Setelah tubuh menerima taksu We-Hyang tersebut dan dirangkai sempurna lagi dengan penanaman bija aksara pada Saraswati, sampai terwujudnya Sibuh Mas dan menyatakan diri belajar pada para reshi dengan prinsip guron aguron ( bahasa latahnya Pagerwesi ), maka sudah sepantasnya kita diingatkan lagi dengan kesadaran baru berupa perkembangan jnana berupa Vasupati.

Sanghyang Vasupati adalah sosok jnana yang tumbuh diatas Siwadwara praktisi berbentuk kristal, yang merupakan asimilasi dari pembangkitan bara api ( bara-ddah ) yang bersumber dari perut bhumi diangkat kedalam tubuhnya sehingga memperoleh manfaat shakti dan tetesan air kehidupan ( tirta Kamandalu ) dari jagat Akasa yang merupakan bawana para Dewata. Kristal itulah wujud jnana yang dikenal Vasupati oleh para praktisi Vajrajnana dalam konsep jnanakanda.

Dengan keshaktian ini para praktisi berusaha menjalankan kewajiban sucinya bertanggungjawab pada kelangsungan kehidupan mahluk hidup dibhumi. Kemampuan menjalankan kewajiban inilah praktisi tersebut memperoleh manfaat hidup yang jauh lebih sempurna dibandingkan dengan manusia standar, dan juga memperoleh penghargaan dan penghormatan sebagai mahluk suci yang dikenal sadhaka atau bodisatva.

Kristal Jnana yang dikenal Sanghyang Vasupati hasil perwujudan para praktisi jnana, oleh masyarakat biasa dipuja dan dihormati sebagai taksu atau energi yang mampu memberikan manfaat kehidupan walupun sebatas "menyembah atau memuja ", dan oleh para praktisi ini dianggap sah -sah saja sebagai wujud prilaku keagamaan pada masyarakat standar atau tidak memiliki kualitas jnana yang sempurna.

Justru yang menjadi perhatian kita bersama, darimana asal usul masyarakat saat ini melaksanakan kegiatan keagamaan dengan " ngotonin mobil, motor, dan perkakas besi lainnya ". Apa yang menjadi landasan filsafatnya juga tidak jelas, tetapi mereka tetap bersikukuh menganggap sebagai kebenaran.

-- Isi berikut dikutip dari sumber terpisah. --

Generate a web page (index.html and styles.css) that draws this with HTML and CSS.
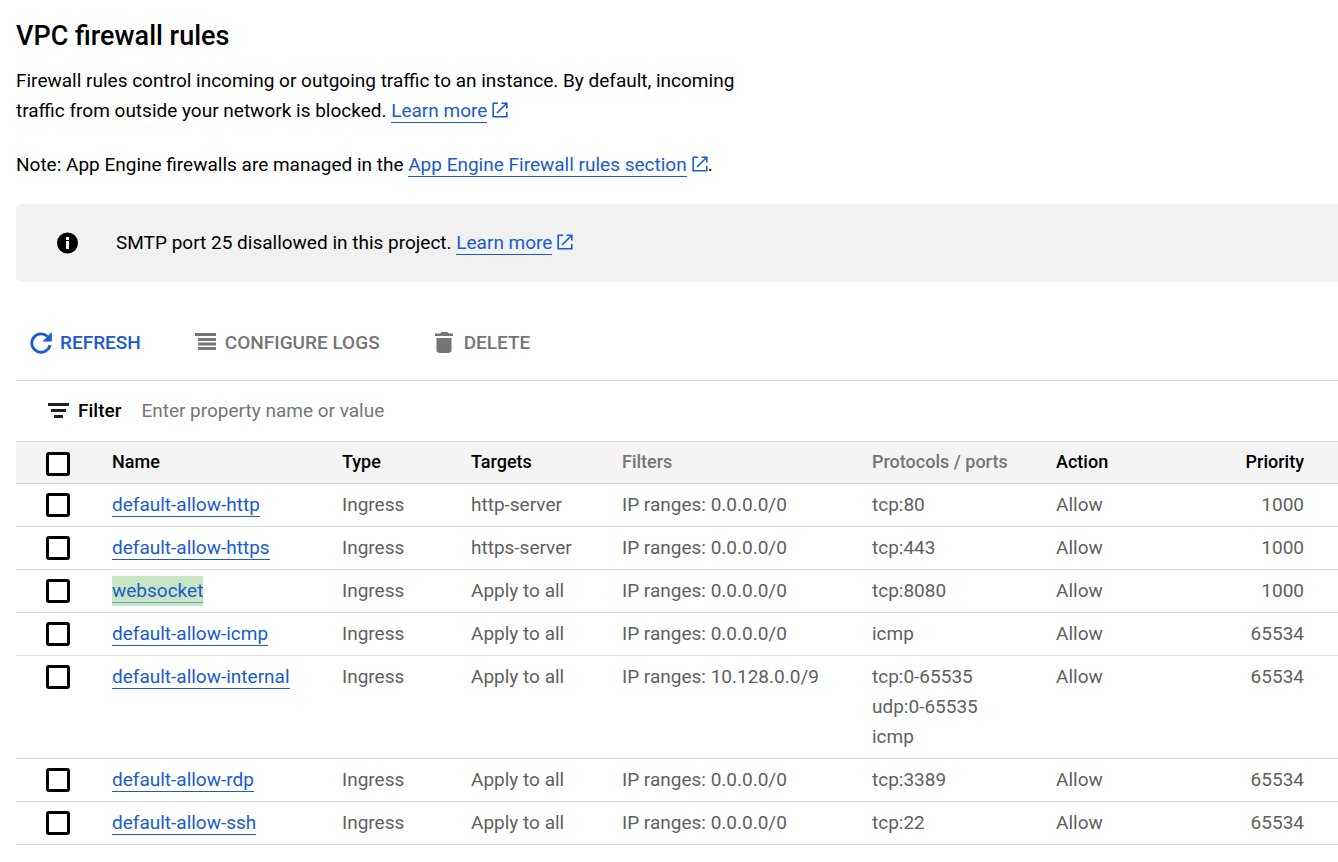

Sebagai praktisi jnana dalam penggalian ajaran kuno vajrajnana kami berusaha untuk bersikap bijak yakni dengan tidak menganggapnya sebagai kebodohan tetapi hanya belum sampai pada jnana yang sempurna, namun melalui pemaparan ini mudah-mudahan para sahabat yang sedang membaca tulisan ini mulai menyadari bahwa tumpek adalah rangkaian jnanakanda yang berlatar belakang pengetahuan kuno yang sangat kuat pada kualitas kesadaran, bukan sebagai penyembah atau pemuja hanya karena percaya sama pendeta/nabe yang sejatinya tidak memiliki jnana yang sempurna.